┌──

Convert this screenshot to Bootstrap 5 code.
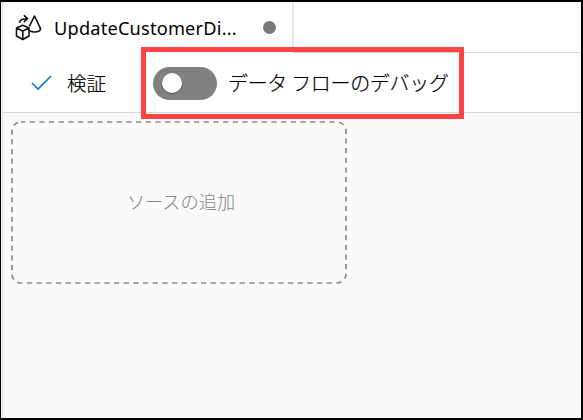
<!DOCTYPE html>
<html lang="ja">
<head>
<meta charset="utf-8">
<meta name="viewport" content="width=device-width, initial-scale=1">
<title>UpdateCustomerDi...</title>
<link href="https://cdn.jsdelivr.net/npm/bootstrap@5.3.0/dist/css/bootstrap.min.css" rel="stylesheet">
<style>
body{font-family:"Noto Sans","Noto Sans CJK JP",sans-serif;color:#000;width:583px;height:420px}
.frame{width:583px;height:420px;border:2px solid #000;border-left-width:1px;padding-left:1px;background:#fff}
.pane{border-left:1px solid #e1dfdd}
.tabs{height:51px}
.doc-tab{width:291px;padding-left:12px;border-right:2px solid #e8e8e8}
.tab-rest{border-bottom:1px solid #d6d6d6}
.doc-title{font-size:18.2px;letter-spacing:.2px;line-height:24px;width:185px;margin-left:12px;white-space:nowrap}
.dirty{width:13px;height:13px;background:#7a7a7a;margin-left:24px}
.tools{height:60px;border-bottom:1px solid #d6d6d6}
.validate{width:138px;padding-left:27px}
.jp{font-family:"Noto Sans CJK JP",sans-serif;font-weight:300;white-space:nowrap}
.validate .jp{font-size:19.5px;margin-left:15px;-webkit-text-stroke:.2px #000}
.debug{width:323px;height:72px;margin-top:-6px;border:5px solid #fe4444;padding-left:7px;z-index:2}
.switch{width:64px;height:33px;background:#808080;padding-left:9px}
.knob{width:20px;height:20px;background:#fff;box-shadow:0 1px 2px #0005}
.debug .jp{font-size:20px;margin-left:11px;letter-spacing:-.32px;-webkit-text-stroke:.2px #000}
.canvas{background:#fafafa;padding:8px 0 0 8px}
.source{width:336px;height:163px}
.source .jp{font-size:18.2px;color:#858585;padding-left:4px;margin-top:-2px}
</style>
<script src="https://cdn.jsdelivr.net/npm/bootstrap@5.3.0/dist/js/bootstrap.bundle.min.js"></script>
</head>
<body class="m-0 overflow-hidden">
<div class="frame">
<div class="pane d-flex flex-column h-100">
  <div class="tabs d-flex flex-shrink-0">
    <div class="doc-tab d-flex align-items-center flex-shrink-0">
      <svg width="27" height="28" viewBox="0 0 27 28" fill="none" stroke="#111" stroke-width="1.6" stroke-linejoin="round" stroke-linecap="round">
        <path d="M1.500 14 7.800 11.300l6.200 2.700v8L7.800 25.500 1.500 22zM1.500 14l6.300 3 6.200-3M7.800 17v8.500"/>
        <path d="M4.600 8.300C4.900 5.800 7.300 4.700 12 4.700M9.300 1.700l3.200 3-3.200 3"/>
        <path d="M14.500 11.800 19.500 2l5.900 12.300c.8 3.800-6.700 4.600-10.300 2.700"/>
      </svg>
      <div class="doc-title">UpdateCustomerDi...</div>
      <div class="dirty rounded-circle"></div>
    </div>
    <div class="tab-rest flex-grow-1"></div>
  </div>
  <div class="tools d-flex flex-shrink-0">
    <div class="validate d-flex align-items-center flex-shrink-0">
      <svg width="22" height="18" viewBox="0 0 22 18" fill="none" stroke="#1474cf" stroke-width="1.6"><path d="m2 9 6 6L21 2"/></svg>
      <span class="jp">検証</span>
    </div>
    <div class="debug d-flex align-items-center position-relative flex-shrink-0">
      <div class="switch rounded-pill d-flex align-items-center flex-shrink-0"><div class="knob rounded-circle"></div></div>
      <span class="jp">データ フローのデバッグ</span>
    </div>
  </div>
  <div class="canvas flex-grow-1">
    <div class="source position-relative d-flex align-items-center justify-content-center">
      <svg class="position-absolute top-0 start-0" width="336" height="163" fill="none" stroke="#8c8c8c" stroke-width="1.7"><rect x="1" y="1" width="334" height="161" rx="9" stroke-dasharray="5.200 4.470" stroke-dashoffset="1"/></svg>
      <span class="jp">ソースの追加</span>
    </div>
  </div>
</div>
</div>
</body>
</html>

└──

EXERCISE TASK -
Output all of the data exactly as it stands, minus any images.

WORKED SOLUTION -
Convert this screenshot to Bootstrap 5 code.
<!DOCTYPE html>
<html lang="ja">
<head>
<meta charset="utf-8">
<meta name="viewport" content="width=device-width, initial-scale=1">
<title>UpdateCustomerDi...</title>
<link href="https://cdn.jsdelivr.net/npm/bootstrap@5.3.0/dist/css/bootstrap.min.css" rel="stylesheet">
<style>
body{font-family:"Noto Sans","Noto Sans CJK JP",sans-serif;color:#000;width:583px;height:420px}
.frame{width:583px;height:420px;border:2px solid #000;border-left-width:1px;padding-left:1px;background:#fff}
.pane{border-left:1px solid #e1dfdd}
.tabs{height:51px}
.doc-tab{width:291px;padding-left:12px;border-right:2px solid #e8e8e8}
.tab-rest{border-bottom:1px solid #d6d6d6}
.doc-title{font-size:18.2px;letter-spacing:.2px;line-height:24px;width:185px;margin-left:12px;white-space:nowrap}
.dirty{width:13px;height:13px;background:#7a7a7a;margin-left:24px}
.tools{height:60px;border-bottom:1px solid #d6d6d6}
.validate{width:138px;padding-left:27px}
.jp{font-family:"Noto Sans CJK JP",sans-serif;font-weight:300;white-space:nowrap}
.validate .jp{font-size:19.5px;margin-left:15px;-webkit-text-stroke:.2px #000}
.debug{width:323px;height:72px;margin-top:-6px;border:5px solid #fe4444;padding-left:7px;z-index:2}
.switch{width:64px;height:33px;background:#808080;padding-left:9px}
.knob{width:20px;height:20px;background:#fff;box-shadow:0 1px 2px #0005}
.debug .jp{font-size:20px;margin-left:11px;letter-spacing:-.32px;-webkit-text-stroke:.2px #000}
.canvas{background:#fafafa;padding:8px 0 0 8px}
.source{width:336px;height:163px}
.source .jp{font-size:18.2px;color:#858585;padding-left:4px;margin-top:-2px}
</style>
<script src="https://cdn.jsdelivr.net/npm/bootstrap@5.3.0/dist/js/bootstrap.bundle.min.js"></script>
</head>
<body class="m-0 overflow-hidden">
<div class="frame">
<div class="pane d-flex flex-column h-100">
  <div class="tabs d-flex flex-shrink-0">
    <div class="doc-tab d-flex align-items-center flex-shrink-0">
      <svg width="27" height="28" viewBox="0 0 27 28" fill="none" stroke="#111" stroke-width="1.6" stroke-linejoin="round" stroke-linecap="round">
        <path d="M1.500 14 7.800 11.300l6.200 2.700v8L7.800 25.500 1.500 22zM1.500 14l6.300 3 6.200-3M7.800 17v8.500"/>
        <path d="M4.600 8.300C4.900 5.800 7.300 4.700 12 4.700M9.300 1.700l3.200 3-3.200 3"/>
        <path d="M14.500 11.800 19.500 2l5.900 12.300c.8 3.800-6.700 4.600-10.300 2.700"/>
      </svg>
      <div class="doc-title">UpdateCustomerDi...</div>
      <div class="dirty rounded-circle"></div>
    </div>
    <div class="tab-rest flex-grow-1"></div>
  </div>
  <div class="tools d-flex flex-shrink-0">
    <div class="validate d-flex align-items-center flex-shrink-0">
      <svg width="22" height="18" viewBox="0 0 22 18" fill="none" stroke="#1474cf" stroke-width="1.6"><path d="m2 9 6 6L21 2"/></svg>
      <span class="jp">検証</span>
    </div>
    <div class="debug d-flex align-items-center position-relative flex-shrink-0">
      <div class="switch rounded-pill d-flex align-items-center flex-shrink-0"><div class="knob rounded-circle"></div></div>
      <span class="jp">データ フローのデバッグ</span>
    </div>
  </div>
  <div class="canvas flex-grow-1">
    <div class="source position-relative d-flex align-items-center justify-content-center">
      <svg class="position-absolute top-0 start-0" width="336" height="163" fill="none" stroke="#8c8c8c" stroke-width="1.7"><rect x="1" y="1" width="334" height="161" rx="9" stroke-dasharray="5.200 4.470" stroke-dashoffset="1"/></svg>
      <span class="jp">ソースの追加</span>
    </div>
  </div>
</div>
</div>
</body>
</html>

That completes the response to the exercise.